_Stated goal_
The line holding "const flat = (value)" is the last one to output; start at the first line of the data, keep every line in between exactly, and leave out pictures.

**** Source data ****

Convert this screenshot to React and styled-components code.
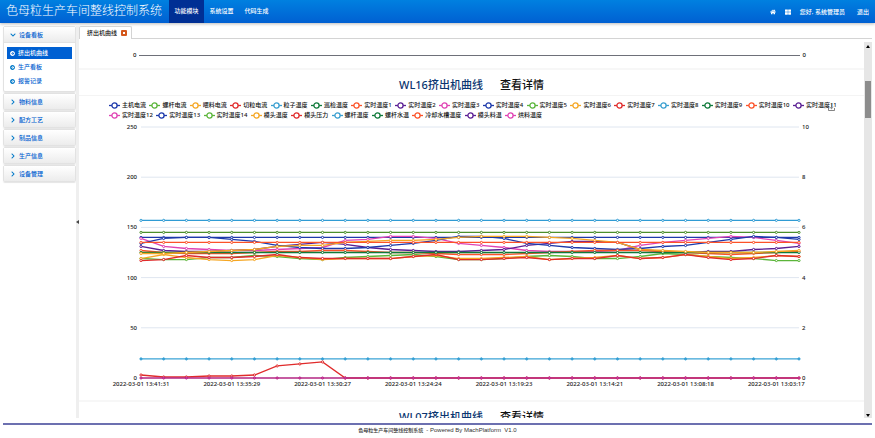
import React, { useEffect, useRef, useState } from 'react'
import styled, { createGlobalStyle } from 'styled-components'
import { FaHome, FaThLarge, FaChevronDown, FaChevronRight, FaArrowCircleRight } from 'react-icons/fa'

const menu = ['功能模块', '系统设置', '代码生成']
const boards = ['挤出机曲线', '生产看板', '报警记录']
const groups = ['物料信息', '配方工艺', '制品信息', '生产信息', '设备管理']

const palette = ['#1d39ab', '#5bb53a', '#f5a623', '#e02b2b', '#3a9fd0', '#0f7a3a', '#fc5228', '#5b1f94', '#e043b4']

const legend = [
  '主机电流', '螺杆电流', '喂料电流', '切粒电流', '粒子温度', '巡检温度',
  '实时温度1', '实时温度2', '实时温度3', '实时温度4', '实时温度5', '实时温度6',
  '实时温度7', '实时温度8', '实时温度9', '实时温度10', '实时温度11', '实时温度12',
  '实时温度13', '实时温度14', '模头温度', '模头压力', '螺杆温度', '螺杆水温',
  '冷却水槽温度', '模头料温', '烘料温度',
]

const times = [
  '2022-03-01 13:41:31', '2022-03-01 13:35:29', '2022-03-01 13:30:27', '2022-03-01 13:24:24',
  '2022-03-01 13:19:23', '2022-03-01 13:14:21', '2022-03-01 13:08:18', '2022-03-01 13:03:17',
]

const COUNT = 30
const flat = (value) => Array(COUNT).fill(value)

const series = [
  { color: '#2f9bd4', data: flat(157) },
  { color: '#4c8f2c', data: flat(145) },
  { color: '#1d39ab', data: flat(140) },
  { color: '#5bb53a', data: [119, 118, 118, 120, 120, 122, 121, 119, 118, 120, 121, 122, 123, 121, 118, 118, 119, 121, 122, 121, 119, 119, 121, 124, 123, 121, 120, 119, 117, 117] },
  { color: '#f5a623', data: [119, 123, 120, 118, 117, 118, 122, 120, 118, 119, 119, 119, 121, 122, 119, 119, 120, 121, 118, 119, 120, 122, 119, 120, 123, 121, 119, 120, 122, 121] },
  { color: '#e02b2b', data: [117, 118, 122, 120, 120, 121, 123, 120, 119, 119, 119, 119, 121, 123, 118, 118, 119, 120, 118, 119, 119, 122, 119, 120, 123, 120, 118, 119, 122, 121] },
  { color: '#e043b4', data: [139, 131, 129, 128, 127, 127, 128, 129, 130, 137, 138, 141, 141, 139, 134, 132, 130, 127, 126, 126, 126, 127, 132, 135, 137, 139, 141, 140, 137, 134] },
  { color: '#5b1f94', data: [131, 127, 126, 126, 127, 128, 131, 133, 135, 133, 130, 128, 127, 126, 126, 127, 128, 132, 134, 136, 136, 135, 128, 126, 125, 126, 126, 128, 129, 131] },
  { color: '#1d39ab', data: [134, 139, 140, 140, 138, 136, 132, 130, 129, 129, 130, 132, 134, 137, 141, 141, 139, 134, 132, 130, 129, 128, 129, 131, 132, 135, 138, 141, 140, 138] },
  { color: '#fc5228', data: [127, 125, 124, 124, 124, 125, 126, 126, 127, 127, 126, 125, 125, 124, 123, 123, 123, 124, 125, 126, 127, 127, 127, 126, 125, 124, 123, 124, 125, 126] },
  { color: '#0f7a3a', data: flat(125) },
  { color: '#f5a623', data: [124, 124, 125, 126, 127, 128, 131, 132, 132, 135, 136, 137, 137, 138, 140, 141, 141, 141, 140, 139, 137, 135, 128, 127, 126, 125, 125, 125, 126, 127] },
  { color: '#fc5228', data: flat(135) },
  { color: '#3aa3d6', data: flat(19), marker: '#2f9bd4' },
  { color: '#e02b2b', data: [3, 1, 1, 2, 2, 3, 12, 14, 16, ...Array(21).fill(0)] },
  { color: '#b82a86', data: flat(0), marker: '#e043b4' },
]

const PAD_LEFT = 62
const PAD_RIGHT = 65
const TOP = 6
const PLOT = 251

const useWidth = () => {
  const ref = useRef(null)
  const [width, setWidth] = useState(785)

  useEffect(() => {
    const observer = new ResizeObserver(([entry]) => setWidth(entry.contentRect.width))
    observer.observe(ref.current)
    return () => observer.disconnect()
  }, [])

  return [ref, width]
}

const LineChart = () => {
  const [ref, width] = useWidth()
  const right = width - PAD_RIGHT
  const step = (right - PAD_LEFT) / (COUNT - 1)
  const x = (i) => PAD_LEFT + i * step
  const y = (value) => TOP + PLOT - (value / 250) * PLOT

  return (
    <ChartBox ref={ref}>
      <svg width={width} height='279'>
        {[0, 50, 100, 150, 200, 250].map((tick) => (
          <g key={tick}>
            <line x1={PAD_LEFT} x2={right} y1={y(tick)} y2={y(tick)} stroke='#dfe6f0' />
            <text x={PAD_LEFT - 4} y={y(tick) + 2} textAnchor='end'>{tick}</text>
            <text x={right + 3} y={y(tick) + 2}>{tick / 25}</text>
          </g>
        ))}
        {series.map(({ color, data, marker }, index) => (
          <g key={index} stroke={color} fill='none'>
            <polyline points={data.map((value, i) => `${x(i)},${y(value)}`).join(' ')} strokeWidth='1.3' />
            {data.map((value, i) => (
              <circle key={i} cx={x(i)} cy={y(value)} r='1.1' fill={marker || '#fff'} strokeWidth='1' />
            ))}
          </g>
        ))}
        {times.map((time, i) => (
          <text key={time} x={x(i * 4)} y={TOP + PLOT + 8} textAnchor='middle'>{time}</text>
        ))}
      </svg>
    </ChartBox>
  )
}

const LegendItem = ({ name, color }) => (
  <LegendButton type='button'>
    <svg width='11' height='7' viewBox='0 0 11 7' stroke={color}>
      <path d='M0 3.5H11' strokeWidth='1.3' />
      <circle cx='5.5' cy='3.5' r='2.6' fill='#fff' strokeWidth='1.3' />
    </svg>
    {name}
  </LegendButton>
)

const Title = ({ name }) => (
  <ChartTitle>
    <h2>{name}挤出机曲线</h2>
    <a href='#detail'>查看详情</a>
  </ChartTitle>
)

const App = () => {
  return (
    <Page>
      <GlobalStyle />
      <Header>
        <h1>色母粒生产车间整线控制系统</h1>
        <Nav>
          {menu.map((item, i) => (
            <NavLink key={item} href='#menu' $active={i === 0}>{item}</NavLink>
          ))}
        </Nav>
        <UserBar>
          <a href='#home' aria-label='home'><FaHome /></a>
          <a href='#apps' aria-label='apps'><FaThLarge /></a>
          <span>您好, 系统管理员</span>
          <a href='#logout'>退出</a>
        </UserBar>
      </Header>

      <Body>
        <Sidebar>
          <Group>
            <GroupButton type='button'><FaChevronDown />设备看板</GroupButton>
            <SubMenu>
              {boards.map((item, i) => (
                <SubLink key={item} href='#board' $active={i === 0}>
                  <FaArrowCircleRight />{item}
                </SubLink>
              ))}
            </SubMenu>
          </Group>
          {groups.map((item) => (
            <Group key={item}>
              <GroupButton type='button'><FaChevronRight />{item}</GroupButton>
            </Group>
          ))}
        </Sidebar>
        <Splitter type='button' aria-label='collapse'>
          <svg width='3' height='4'><path d='M3 0V4L0 2Z' fill='#444' /></svg>
        </Splitter>

        <Content>
          <Tabs>
            <Tab>
              挤出机曲线
              <button type='button' aria-label='close'>
                <svg width='6' height='6'>
                  <rect width='6' height='6' rx='1' fill='#d4581c' />
                  <path d='M2 2L4 4M4 2L2 4' stroke='#fff' />
                </svg>
              </button>
            </Tab>
          </Tabs>
          <Viewport>
            <Panels>
              <PreviousAxis><span>0</span><hr /><span>0</span></PreviousAxis>
              <Title name='WL16' />
              <ChartPanel>
                <Legend>
                  {legend.map((name, i) => (
                    <LegendItem key={name} name={name} color={palette[i % palette.length]} />
                  ))}
                </Legend>
                <SaveButton type='button' aria-label='save'>
                  <svg width='7' height='7' fill='none' stroke='#666' strokeWidth='0.8'>
                    <path d='M0.5 4V6.5H6.5V4M3.5 0V4.5M1.7 3L3.5 4.7L5.3 3' />
                  </svg>
                </SaveButton>
                <LineChart />
              </ChartPanel>
              <Title name='WL07' />
            </Panels>
            <ScrollTrack>
              <svg width='4' height='3'><path d='M0 3L2 0L4 3Z' /></svg>
              <ScrollThumb />
              <svg width='4' height='3'><path d='M0 0L2 3L4 0Z' /></svg>
            </ScrollTrack>
          </Viewport>
        </Content>
      </Body>

      <Footer>
        <span>色母粒生产车间整线控制系统</span>
        <small>- Powered By MachPlatform &nbsp;V1.0</small>
      </Footer>
    </Page>
  )
}

const GlobalStyle = createGlobalStyle`
  * {
    box-sizing: border-box;
  }
  body {
    margin: 0;
    background: #fff;
    color: #111;
    font: 500 6px/8px "Noto Sans", "Noto Sans CJK SC", sans-serif;
  }
  a {
    color: inherit;
    text-decoration: none;
  }
  button {
    border: 0;
    padding: 0;
    background: none;
    color: inherit;
    font: inherit;
  }
  svg {
    display: block;
    flex: none;
  }
`

const Page = styled.div`
  height: 100vh;
  display: flex;
  flex-direction: column;
  overflow: hidden;
`

const Header = styled.header`
  flex: none;
  height: 23px;
  display: flex;
  align-items: stretch;
  padding: 0 6px;
  color: #fff;
  background: linear-gradient(#0080e0, #0060d2);
  box-shadow: 0 1px 3px #bbb;
  h1 {
    margin: 0;
    font-size: 12px;
    line-height: 22px;
    font-weight: 300;
  }
`

const Nav = styled.nav`
  display: flex;
  margin-left: 7px;
`

const NavLink = styled.a`
  width: 35px;
  line-height: 23px;
  text-align: center;
  background: ${({ $active }) => ($active ? '#002f94' : 'none')};
`

const UserBar = styled.div`
  margin-left: auto;
  display: flex;
  align-items: center;
  gap: 9px;
  svg {
    width: 6px;
    height: 6px;
  }
  a:last-child {
    margin-left: 3px;
  }
`

const Body = styled.div`
  flex: 1;
  min-height: 0;
  display: flex;
  padding: 3px 3px 5px;
`

const Sidebar = styled.aside`
  width: 73px;
  flex: none;
  display: flex;
  flex-direction: column;
  gap: 1px;
  color: #0060d0;
`

const Group = styled.section`
  border: 1px solid #e2e2e2;
  border-radius: 2px;
  box-shadow: 0 1px 1px #e5e5e5;
`

const GroupButton = styled.button`
  width: 100%;
  height: 15px;
  display: flex;
  align-items: center;
  gap: 3px;
  padding-left: 6px;
  background: linear-gradient(#fff, #ececec);
  svg {
    width: 6px;
    height: 6px;
    color: #0078c8;
  }
`

const SubMenu = styled.div`
  padding: 4px 3px;
  border-top: 1px solid #e2e2e2;
  display: flex;
  flex-direction: column;
  gap: 2px;
`

const SubLink = styled.a`
  height: 12px;
  display: flex;
  align-items: center;
  gap: 3px;
  padding-left: 3px;
  color: ${({ $active }) => ($active ? '#fff' : '#0060d0')};
  background: ${({ $active }) => ($active ? '#0060d2' : 'none')};
  svg {
    width: 5px;
    height: 5px;
    color: ${({ $active }) => ($active ? '#fff' : '#0078c8')};
  }
`

const Splitter = styled.button`
  width: 3px;
  flex: none;
  display: flex;
  align-items: center;
  background: #efefef;
`

const Content = styled.main`
  flex: 1;
  min-width: 0;
  display: flex;
  flex-direction: column;
`

const Tabs = styled.div`
  height: 13px;
  flex: none;
  display: flex;
  border-bottom: 1px solid #d4d4d4;
`

const Tab = styled.div`
  height: 13px;
  display: flex;
  align-items: center;
  gap: 4px;
  padding: 0 4px 0 7px;
  border: 1px solid #d4d4d4;
  border-bottom: 0;
  border-radius: 2px 2px 0 0;
  background: #fff;
`

const Viewport = styled.div`
  flex: 1;
  min-height: 0;
  display: flex;
  padding-top: 3px;
`

const Panels = styled.div`
  flex: 1;
  min-width: 0;
  overflow: hidden;
`

const PreviousAxis = styled.div`
  height: 28px;
  display: flex;
  align-items: center;
  gap: 3px;
  padding: 0 58px 0 54px;
  border-bottom: 2px solid #f7f7f7;
  hr {
    flex: 1;
    margin: 0;
    border: 0;
    border-top: 1px solid #6e7079;
  }
`

const ChartTitle = styled.div`
  height: 26px;
  display: flex;
  justify-content: center;
  align-items: center;
  gap: 17px;
  padding-top: 5px;
  border-bottom: 1px solid #f4f4f4;
  font-size: 11px;
  line-height: 16px;
  h2 {
    margin: 0;
    font-size: 11px;
    font-weight: 500;
    color: #0a3570;
  }
`

const ChartPanel = styled.div`
  position: relative;
  padding-top: 5px;
  border-bottom: 2px solid #f7f7f7;
`

const Legend = styled.div`
  display: flex;
  flex-wrap: wrap;
  gap: 2px 0.46%;
  padding: 0 20px 0 30px;
`

const LegendButton = styled.button`
  display: flex;
  align-items: center;
  gap: 2px;
  line-height: 8px;
  white-space: nowrap;
`

const SaveButton = styled.button`
  position: absolute;
  top: 8px;
  right: 29px;
`

const ChartBox = styled.div`
  margin-top: 2px;
  text {
    font-size: 6px;
    fill: #222;
  }
`

const ScrollTrack = styled.div`
  width: 8px;
  flex: none;
  display: flex;
  flex-direction: column;
  align-items: center;
  padding: 3px 0 1px;
  background: #e6e6e6;
  svg:last-child {
    margin-top: auto;
  }
`

const ScrollThumb = styled.div`
  width: 6px;
  height: 10%;
  margin-top: 33px;
  background: #8c8c8c;
`

const Footer = styled.footer`
  height: 15px;
  flex: none;
  margin: 0 3px;
  display: flex;
  justify-content: center;
  gap: 3px;
  padding-top: 1px;
  border-top: 2px solid #6c70b0;
  font-size: 5px;
  line-height: 9px;
  color: #333;
  small {
    font-size: 6px;
    font-family: "Liberation Sans", sans-serif;
  }
`

export default App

****

_Task answer_
Convert this screenshot to React and styled-components code.
import React, { useEffect, useRef, useState } from 'react'
import styled, { createGlobalStyle } from 'styled-components'
import { FaHome, FaThLarge, FaChevronDown, FaChevronRight, FaArrowCircleRight } from 'react-icons/fa'

const menu = ['功能模块', '系统设置', '代码生成']
const boards = ['挤出机曲线', '生产看板', '报警记录']
const groups = ['物料信息', '配方工艺', '制品信息', '生产信息', '设备管理']

const palette = ['#1d39ab', '#5bb53a', '#f5a623', '#e02b2b', '#3a9fd0', '#0f7a3a', '#fc5228', '#5b1f94', '#e043b4']

const legend = [
  '主机电流', '螺杆电流', '喂料电流', '切粒电流', '粒子温度', '巡检温度',
  '实时温度1', '实时温度2', '实时温度3', '实时温度4', '实时温度5', '实时温度6',
  '实时温度7', '实时温度8', '实时温度9', '实时温度10', '实时温度11', '实时温度12',
  '实时温度13', '实时温度14', '模头温度', '模头压力', '螺杆温度', '螺杆水温',
  '冷却水槽温度', '模头料温', '烘料温度',
]

const times = [
  '2022-03-01 13:41:31', '2022-03-01 13:35:29', '2022-03-01 13:30:27', '2022-03-01 13:24:24',
  '2022-03-01 13:19:23', '2022-03-01 13:14:21', '2022-03-01 13:08:18', '2022-03-01 13:03:17',
]

const COUNT = 30
const flat = (value) => Array(COUNT).fill(value)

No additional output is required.